Even Mayor Kilpatrick of Detroit said he would support a moratorium as a solution to the crisis. Unfortunately a letter from MECAWI signed by dozens of community residents and organizers, even a resolution by the City Council, requesting that he demand Michigan Governor Granholm declare an economic emergency, has gone unanswered.

In late January MECAWI took over 100 people to demonstrate outside the State Capital in Lansing demanding that a state of emergency be declared during the Governor's annual address. Most recently, MECAWI won a restraining order from the US District Court allowing the organization to distribute pro-moratorium leaflets inside a series of "avoid foreclosure" forums sponsored by the State's Attorney General Mike Cox.

The court action by MECAWI was sparked by its physical exclusion from an earlier gathering at Cobo Conference Center in downtown Detroit. The event was attended by the same banks and financial institutions that created the current crisis.
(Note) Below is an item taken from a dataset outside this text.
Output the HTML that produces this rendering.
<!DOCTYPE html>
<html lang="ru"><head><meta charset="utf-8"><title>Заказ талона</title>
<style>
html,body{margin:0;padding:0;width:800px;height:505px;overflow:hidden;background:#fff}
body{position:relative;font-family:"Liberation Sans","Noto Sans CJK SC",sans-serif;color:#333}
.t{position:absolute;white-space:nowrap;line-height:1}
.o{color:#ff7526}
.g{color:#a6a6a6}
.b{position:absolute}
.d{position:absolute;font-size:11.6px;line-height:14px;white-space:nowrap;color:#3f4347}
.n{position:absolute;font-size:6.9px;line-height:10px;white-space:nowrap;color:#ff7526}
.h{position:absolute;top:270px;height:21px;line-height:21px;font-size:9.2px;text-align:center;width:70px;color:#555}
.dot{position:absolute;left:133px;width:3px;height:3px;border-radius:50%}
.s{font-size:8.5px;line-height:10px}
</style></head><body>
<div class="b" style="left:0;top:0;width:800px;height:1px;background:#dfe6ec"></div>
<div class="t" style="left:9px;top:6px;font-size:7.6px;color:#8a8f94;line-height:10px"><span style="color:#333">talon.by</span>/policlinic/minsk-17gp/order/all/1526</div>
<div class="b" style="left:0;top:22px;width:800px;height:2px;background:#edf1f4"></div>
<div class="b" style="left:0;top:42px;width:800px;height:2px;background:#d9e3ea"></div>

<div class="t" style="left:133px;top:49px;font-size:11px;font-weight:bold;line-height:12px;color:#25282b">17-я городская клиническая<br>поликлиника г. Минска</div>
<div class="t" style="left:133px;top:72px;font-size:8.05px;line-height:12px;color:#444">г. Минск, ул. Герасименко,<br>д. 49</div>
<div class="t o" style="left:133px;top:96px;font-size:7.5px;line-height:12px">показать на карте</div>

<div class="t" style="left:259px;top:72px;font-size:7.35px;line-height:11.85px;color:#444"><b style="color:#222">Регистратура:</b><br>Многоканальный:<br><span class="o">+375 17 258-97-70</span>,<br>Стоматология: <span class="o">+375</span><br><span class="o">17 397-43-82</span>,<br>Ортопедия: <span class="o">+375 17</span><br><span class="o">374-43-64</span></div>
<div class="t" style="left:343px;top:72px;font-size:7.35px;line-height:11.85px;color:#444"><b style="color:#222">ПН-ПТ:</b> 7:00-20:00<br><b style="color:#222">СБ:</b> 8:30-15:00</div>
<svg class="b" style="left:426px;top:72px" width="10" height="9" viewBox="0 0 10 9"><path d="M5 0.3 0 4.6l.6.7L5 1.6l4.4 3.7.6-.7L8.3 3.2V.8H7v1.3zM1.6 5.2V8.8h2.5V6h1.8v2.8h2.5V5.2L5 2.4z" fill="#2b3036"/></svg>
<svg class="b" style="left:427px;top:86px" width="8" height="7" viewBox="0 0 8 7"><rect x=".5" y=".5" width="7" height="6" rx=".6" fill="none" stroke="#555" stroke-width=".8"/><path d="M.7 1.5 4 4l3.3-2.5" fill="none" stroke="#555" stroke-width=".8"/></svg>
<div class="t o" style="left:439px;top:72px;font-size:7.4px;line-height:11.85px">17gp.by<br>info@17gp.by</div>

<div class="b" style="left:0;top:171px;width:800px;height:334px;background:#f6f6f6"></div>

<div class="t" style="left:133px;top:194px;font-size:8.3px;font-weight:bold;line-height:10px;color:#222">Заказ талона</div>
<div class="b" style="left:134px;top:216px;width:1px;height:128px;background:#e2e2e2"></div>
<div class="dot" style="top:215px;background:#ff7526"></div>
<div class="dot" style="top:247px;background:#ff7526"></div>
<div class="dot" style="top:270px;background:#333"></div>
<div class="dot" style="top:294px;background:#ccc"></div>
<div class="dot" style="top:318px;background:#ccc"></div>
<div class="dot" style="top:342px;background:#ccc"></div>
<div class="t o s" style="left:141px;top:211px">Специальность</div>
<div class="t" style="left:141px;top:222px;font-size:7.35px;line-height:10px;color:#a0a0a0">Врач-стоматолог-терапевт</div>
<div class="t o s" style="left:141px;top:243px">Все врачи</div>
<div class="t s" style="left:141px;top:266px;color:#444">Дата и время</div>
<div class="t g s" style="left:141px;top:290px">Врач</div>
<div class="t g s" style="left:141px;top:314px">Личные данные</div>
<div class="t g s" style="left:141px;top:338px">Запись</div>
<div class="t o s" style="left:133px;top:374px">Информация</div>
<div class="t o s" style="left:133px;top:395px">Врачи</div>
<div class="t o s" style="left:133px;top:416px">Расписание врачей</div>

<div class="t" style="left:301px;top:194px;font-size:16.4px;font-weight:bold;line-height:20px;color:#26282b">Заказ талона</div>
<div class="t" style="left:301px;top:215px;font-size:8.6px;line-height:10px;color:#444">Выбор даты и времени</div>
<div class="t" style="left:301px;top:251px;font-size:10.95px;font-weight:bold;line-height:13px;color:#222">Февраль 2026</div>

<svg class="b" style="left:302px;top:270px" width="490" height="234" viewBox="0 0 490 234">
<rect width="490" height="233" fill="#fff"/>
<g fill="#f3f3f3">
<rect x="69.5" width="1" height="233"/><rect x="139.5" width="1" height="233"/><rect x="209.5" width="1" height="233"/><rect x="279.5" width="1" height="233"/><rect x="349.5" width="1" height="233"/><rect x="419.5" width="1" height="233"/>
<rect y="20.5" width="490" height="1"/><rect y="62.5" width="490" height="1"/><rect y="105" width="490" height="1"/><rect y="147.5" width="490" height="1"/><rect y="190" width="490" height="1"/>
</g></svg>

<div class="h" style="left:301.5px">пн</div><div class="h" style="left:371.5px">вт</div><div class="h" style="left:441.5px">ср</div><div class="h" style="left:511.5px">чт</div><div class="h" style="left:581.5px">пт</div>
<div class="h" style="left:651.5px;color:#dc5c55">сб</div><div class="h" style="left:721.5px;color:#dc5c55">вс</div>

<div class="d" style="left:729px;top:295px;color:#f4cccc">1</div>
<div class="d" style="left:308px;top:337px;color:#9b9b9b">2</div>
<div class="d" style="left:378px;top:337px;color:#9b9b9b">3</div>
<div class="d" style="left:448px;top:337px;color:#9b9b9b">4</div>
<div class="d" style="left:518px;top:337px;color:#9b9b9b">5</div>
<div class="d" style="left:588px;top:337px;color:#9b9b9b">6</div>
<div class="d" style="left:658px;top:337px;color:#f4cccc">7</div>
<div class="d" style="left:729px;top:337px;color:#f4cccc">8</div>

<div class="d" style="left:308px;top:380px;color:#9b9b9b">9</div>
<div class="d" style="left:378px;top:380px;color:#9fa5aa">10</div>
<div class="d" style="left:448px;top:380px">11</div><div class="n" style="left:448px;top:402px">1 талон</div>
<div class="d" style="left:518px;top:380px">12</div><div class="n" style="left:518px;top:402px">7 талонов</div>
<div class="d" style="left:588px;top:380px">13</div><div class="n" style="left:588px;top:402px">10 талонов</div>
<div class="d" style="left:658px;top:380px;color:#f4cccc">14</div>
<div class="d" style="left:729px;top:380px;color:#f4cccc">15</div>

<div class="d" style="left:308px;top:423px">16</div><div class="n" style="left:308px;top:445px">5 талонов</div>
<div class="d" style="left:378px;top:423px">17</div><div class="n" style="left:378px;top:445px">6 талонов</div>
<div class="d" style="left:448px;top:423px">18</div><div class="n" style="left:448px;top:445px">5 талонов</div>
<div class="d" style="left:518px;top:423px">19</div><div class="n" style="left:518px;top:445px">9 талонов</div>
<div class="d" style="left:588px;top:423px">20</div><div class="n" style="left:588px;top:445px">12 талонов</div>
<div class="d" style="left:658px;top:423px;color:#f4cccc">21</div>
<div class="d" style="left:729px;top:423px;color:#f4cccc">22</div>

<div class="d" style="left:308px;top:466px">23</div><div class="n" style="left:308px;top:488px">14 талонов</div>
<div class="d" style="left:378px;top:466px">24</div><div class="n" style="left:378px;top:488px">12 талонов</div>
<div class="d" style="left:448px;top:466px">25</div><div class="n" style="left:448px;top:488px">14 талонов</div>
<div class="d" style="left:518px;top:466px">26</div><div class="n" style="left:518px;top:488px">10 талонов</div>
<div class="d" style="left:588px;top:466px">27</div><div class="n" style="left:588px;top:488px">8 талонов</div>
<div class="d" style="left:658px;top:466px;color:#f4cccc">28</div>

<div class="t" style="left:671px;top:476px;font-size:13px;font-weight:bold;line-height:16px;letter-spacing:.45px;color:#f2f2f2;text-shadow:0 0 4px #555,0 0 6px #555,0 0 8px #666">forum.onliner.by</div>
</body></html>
Most of the over 4,000 working people who were deceptively invited to attend the event, walked away with no solutions to their immediate problems of imminent eviction and possible homelessness.

Nevertheless, MECAWI has no illusions about the ability of legal precedent to win this economic demand on behalf of working people in the State. This demand will only be won through a popular struggle which can exert adequate political pressure on the politicians. In our view there is no other short term solution other than a moratorium.

Moreover, even with a moratorium, the problems of the growing crisis in global capitalism can only be resolved over the long term through a mass struggle that attacks the exploitative system at his roots. There is no permanent solution to the growing problems of declining wages and benefits, rising unemployment and underemployment, massive home foreclosures, evictions, utility shut-offs, the lack of health care benefits, quality education, and the need for child and senior services, short of a transition to socialism.